Monday, March 25

I have always found Easter the most surreal of jubilees


Today the girls celebrated Easter at school.  And how does a public grade-school in China, a school which exists as an arm of the staunchly anti-all-religions-but-the-religion-of-government government, observe this holiday, a holiday whose Chinese name, 复活, literally translates to “resurrection festival”? 

According to the Princess, the celebration started off, as all momentous occasions at school seem to, with “some seventh or eighth graders coming to say what we would have.” Per her, the big kids informed the smaller ones that “Easter is a holiday that includes eggs.  On Easter morning, all the kids wake up and eagerly go to see what they have in their Easter baskets, because they’re full of candy, and colored eggs, and toys.”

And then, the Princess told me, “they said ‘today we are going to have an Easter egg hunt,’ and they told the rules: ‘nobody can take more than two eggs. If you still want to find more eggs, find them for other people.’”

“Then,” the Princess reports, “We waited for five minutes and then we went down, and we saw eggs laid all over the grass, and we rushed for them, but I didn’t get any that were on the grass, I got some that were hidden by some trees.  And there were some people that got more than two,… and they gave theirs in to the teacher.”

The Princess got her brace and called it a day, but, naturally, there followed the post-hunt haggle. Apparently the eggs came in two sizes, a choice as mysterious to me as the choice to celebrate Easter in the first place.  The Princess’ original two were both of the bigger variety, but not for long, as someone—she swears, however improbably, that she can’t remember who—convinced her to trade her large egg for his small one.  “But then I switched back,” she reassured me. 

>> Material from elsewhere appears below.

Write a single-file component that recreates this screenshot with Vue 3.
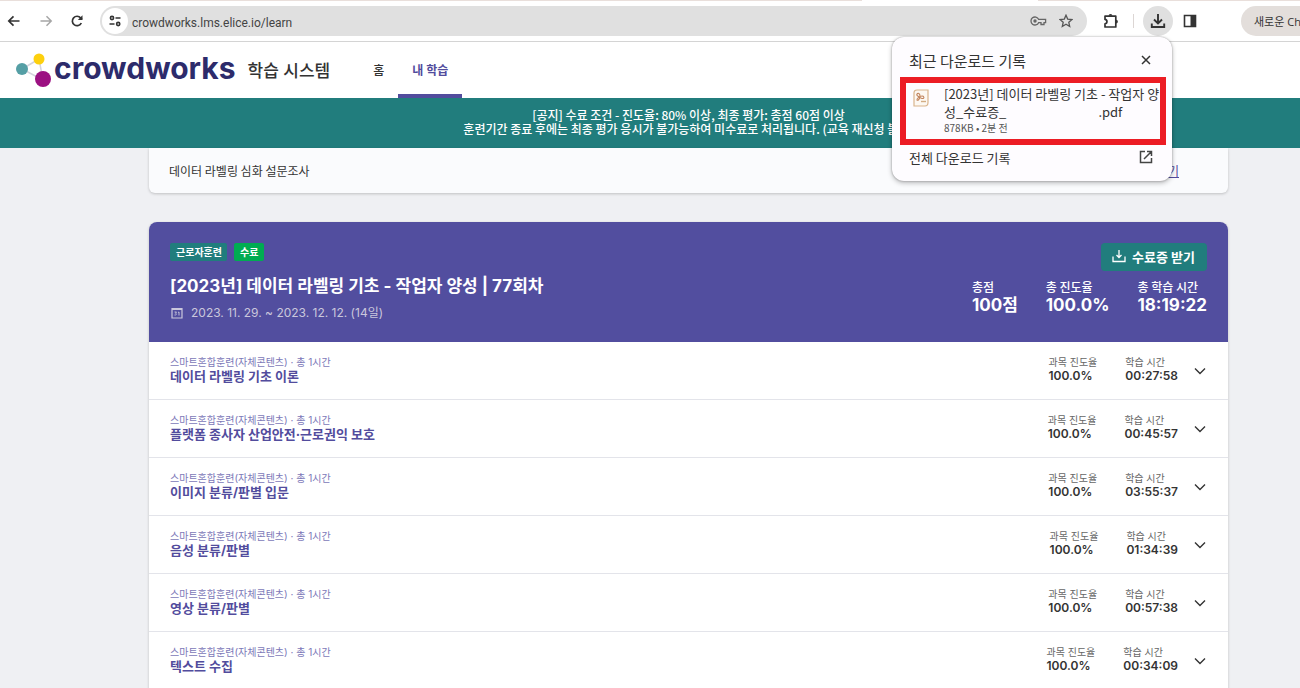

Why, pray tell, would you switch a big egg for a small egg in the first place? “Because that first time someone asked, I didn’t want to say no.  But then the next time people stopped me and asked me, I just said no.” 

And how about the hapless dupe whom she then induced to trade his big egg for her newly-gotten small one? “He was fine with it, he wasn’t happy or unhappy, he just gave it to me.”  Which may be true, as it seems that each egg, whether big or small, contained two pieces of candy. 

I saw none of the small eggs, but the bigger ones were metal enamel, decorated with Victorian-looking images of bunnies playing cellos, surrounded by fuzzy chicks and red-cheeked flute-tweedling cherubs. 

And the Rooster, did she do any wheeling and dealing with her eggs? “No, because I’m the kind of person that just doesn’t really like trading.” To which she added, immediately, “After I finish my homework, I’ll show you how to play Mad Eggs.”

The Princess looked up.  “Like Mad Birds?  How do you play?”

The Rooster, thus encouraged, set aside her homework right then and there and demonstrated her newly invented game by bashing the eggs together, fiddling bunny against fiddling bunny, repeatedly and resoundingly, while the Princess, quickly losing interest, moved on to a demonstration of how she’d had her knees in her jacket all day (to stay warm in the heatless confines of the classroom) and fell off her chair sideways.  This scene I present to you without commentary.